** A run of records **
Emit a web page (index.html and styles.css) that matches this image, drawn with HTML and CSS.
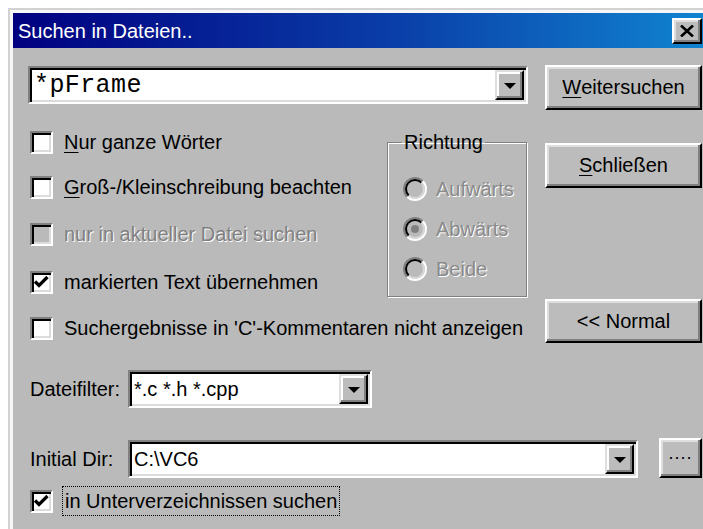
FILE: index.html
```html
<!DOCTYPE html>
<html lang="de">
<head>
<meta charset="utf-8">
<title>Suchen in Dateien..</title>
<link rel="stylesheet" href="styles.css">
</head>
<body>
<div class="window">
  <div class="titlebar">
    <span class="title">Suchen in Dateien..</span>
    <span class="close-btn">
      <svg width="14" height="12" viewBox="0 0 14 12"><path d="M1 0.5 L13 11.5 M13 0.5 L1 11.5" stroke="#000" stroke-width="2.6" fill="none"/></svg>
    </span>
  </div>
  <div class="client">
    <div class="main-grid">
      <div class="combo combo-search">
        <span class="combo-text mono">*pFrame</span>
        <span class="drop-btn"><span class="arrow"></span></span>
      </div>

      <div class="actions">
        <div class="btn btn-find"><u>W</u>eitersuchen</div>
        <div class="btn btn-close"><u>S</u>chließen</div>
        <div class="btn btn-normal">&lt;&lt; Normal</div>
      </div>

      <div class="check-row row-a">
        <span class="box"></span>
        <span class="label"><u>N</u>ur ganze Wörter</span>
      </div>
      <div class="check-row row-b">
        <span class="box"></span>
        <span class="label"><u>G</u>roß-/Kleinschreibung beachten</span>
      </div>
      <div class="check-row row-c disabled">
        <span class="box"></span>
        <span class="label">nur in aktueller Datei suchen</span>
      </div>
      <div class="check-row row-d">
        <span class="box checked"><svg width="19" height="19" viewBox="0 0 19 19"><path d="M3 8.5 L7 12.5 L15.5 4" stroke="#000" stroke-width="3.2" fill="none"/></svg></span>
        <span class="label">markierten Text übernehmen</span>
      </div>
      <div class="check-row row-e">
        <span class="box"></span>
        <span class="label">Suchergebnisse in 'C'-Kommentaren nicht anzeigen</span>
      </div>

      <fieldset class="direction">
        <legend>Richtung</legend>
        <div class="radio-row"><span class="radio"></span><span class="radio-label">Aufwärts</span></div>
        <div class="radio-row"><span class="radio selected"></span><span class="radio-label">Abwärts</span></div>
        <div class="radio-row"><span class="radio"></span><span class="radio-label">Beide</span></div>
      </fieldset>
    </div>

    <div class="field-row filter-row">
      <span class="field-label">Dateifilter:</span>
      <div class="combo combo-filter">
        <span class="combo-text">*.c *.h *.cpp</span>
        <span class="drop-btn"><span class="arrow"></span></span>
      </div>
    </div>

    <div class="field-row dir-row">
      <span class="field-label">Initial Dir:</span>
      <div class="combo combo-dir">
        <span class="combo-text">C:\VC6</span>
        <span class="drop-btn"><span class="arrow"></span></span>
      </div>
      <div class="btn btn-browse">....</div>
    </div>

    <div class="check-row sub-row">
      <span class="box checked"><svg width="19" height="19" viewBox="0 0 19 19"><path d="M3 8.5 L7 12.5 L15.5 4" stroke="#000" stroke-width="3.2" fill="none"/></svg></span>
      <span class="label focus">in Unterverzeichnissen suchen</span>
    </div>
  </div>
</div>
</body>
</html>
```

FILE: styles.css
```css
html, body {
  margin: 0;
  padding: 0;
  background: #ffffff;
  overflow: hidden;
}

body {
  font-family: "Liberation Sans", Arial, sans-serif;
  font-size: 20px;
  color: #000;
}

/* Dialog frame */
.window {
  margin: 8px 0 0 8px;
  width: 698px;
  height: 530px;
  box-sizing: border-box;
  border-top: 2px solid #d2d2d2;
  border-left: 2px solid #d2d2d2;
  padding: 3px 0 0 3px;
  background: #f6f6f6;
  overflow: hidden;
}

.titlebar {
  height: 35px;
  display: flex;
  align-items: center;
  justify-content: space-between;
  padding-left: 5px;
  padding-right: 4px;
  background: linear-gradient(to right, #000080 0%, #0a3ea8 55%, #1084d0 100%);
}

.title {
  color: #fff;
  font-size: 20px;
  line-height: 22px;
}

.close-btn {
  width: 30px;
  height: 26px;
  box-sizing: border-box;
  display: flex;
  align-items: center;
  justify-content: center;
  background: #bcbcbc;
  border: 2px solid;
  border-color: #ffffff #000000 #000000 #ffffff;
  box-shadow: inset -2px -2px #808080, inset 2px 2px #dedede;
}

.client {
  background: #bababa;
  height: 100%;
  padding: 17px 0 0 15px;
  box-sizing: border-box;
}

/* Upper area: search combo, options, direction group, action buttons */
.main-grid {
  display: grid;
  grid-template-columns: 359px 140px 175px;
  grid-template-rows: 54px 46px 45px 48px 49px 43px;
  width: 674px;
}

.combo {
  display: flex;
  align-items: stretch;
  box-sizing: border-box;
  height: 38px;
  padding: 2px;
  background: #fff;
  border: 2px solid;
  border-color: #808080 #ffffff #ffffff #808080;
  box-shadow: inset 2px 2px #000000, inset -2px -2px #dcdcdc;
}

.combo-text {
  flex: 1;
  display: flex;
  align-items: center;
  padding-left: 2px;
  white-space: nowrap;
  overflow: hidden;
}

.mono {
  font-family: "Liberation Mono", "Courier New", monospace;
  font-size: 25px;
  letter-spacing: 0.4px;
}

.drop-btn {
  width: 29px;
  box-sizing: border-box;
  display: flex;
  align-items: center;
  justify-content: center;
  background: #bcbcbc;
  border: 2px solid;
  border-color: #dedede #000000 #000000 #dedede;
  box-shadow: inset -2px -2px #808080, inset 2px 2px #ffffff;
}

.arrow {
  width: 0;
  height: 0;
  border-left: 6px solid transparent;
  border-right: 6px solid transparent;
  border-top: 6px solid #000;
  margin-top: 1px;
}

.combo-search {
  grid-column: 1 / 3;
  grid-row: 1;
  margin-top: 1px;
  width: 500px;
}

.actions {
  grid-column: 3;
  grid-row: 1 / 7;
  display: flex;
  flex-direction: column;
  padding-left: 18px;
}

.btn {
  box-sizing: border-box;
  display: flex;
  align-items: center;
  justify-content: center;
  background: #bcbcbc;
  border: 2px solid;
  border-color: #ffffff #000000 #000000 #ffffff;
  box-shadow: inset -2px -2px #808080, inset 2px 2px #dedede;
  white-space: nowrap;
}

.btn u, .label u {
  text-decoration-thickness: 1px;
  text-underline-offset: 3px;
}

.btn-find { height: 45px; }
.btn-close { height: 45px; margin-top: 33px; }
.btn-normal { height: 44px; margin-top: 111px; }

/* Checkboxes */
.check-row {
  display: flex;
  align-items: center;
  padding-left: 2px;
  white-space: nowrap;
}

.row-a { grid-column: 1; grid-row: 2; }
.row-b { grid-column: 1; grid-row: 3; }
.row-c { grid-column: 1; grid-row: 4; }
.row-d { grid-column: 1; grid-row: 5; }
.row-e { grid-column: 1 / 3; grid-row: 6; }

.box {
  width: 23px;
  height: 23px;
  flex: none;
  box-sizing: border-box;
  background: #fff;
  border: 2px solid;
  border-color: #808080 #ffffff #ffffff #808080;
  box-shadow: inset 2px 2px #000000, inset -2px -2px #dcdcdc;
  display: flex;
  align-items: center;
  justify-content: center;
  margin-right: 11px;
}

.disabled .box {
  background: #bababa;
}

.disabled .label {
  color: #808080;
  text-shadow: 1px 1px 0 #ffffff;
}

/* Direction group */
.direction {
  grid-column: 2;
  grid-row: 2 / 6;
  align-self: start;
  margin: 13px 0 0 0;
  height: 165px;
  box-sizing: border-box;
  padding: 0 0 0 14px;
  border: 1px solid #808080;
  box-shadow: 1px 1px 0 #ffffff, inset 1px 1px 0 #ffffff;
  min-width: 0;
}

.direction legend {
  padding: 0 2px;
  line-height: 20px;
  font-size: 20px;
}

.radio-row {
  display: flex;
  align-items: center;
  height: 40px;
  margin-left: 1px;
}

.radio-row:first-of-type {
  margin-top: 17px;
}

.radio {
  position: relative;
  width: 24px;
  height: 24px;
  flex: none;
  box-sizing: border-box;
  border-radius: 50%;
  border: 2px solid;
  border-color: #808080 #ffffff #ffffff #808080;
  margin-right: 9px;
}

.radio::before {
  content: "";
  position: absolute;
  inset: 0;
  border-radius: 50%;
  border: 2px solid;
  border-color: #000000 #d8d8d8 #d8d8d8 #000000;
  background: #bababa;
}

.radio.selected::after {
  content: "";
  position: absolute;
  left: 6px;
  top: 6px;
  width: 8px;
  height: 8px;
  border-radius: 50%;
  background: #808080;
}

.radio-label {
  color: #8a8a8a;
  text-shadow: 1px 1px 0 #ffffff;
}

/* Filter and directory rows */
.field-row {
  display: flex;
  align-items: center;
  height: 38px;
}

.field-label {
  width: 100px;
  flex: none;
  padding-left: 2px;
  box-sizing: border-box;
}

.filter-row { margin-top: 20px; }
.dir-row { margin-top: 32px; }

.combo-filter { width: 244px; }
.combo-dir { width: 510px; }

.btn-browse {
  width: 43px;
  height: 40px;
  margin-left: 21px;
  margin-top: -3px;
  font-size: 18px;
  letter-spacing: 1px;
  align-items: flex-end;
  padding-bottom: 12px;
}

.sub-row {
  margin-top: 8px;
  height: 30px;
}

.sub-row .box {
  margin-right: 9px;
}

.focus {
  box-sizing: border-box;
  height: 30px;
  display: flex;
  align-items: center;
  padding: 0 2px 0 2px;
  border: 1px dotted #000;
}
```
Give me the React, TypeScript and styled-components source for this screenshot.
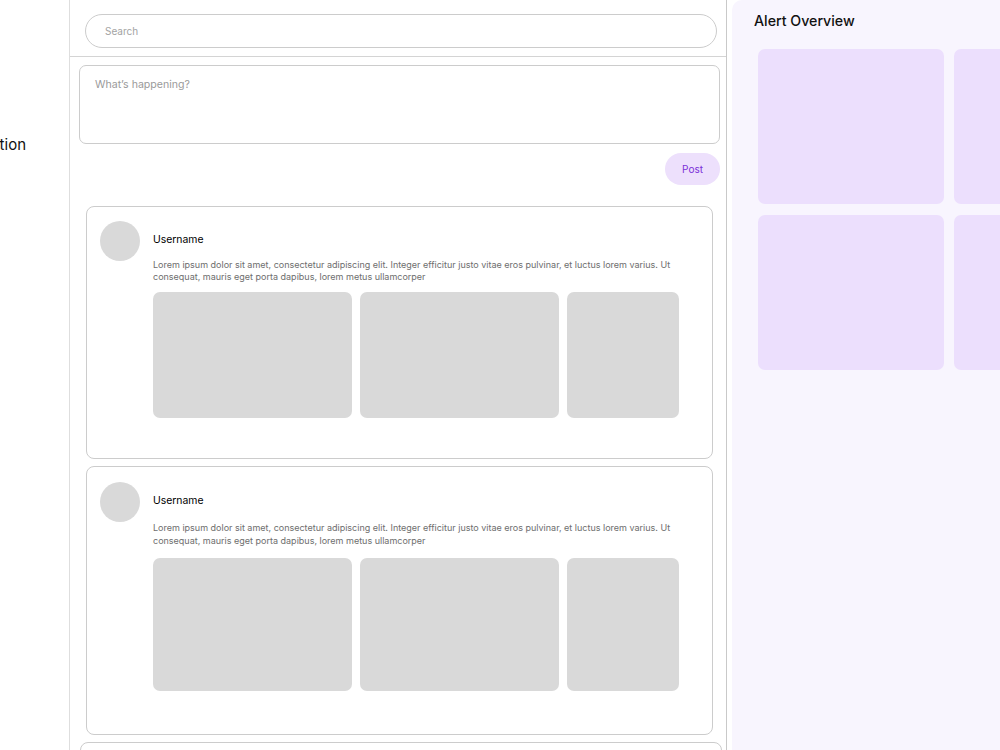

** Request **
Gather from the records above every line containing the string "styles".

** Result for this exercise **
Emit a web page (index.html and styles.css) that matches this image, drawn with HTML and CSS.
<link rel="stylesheet" href="styles.css">
FILE: styles.css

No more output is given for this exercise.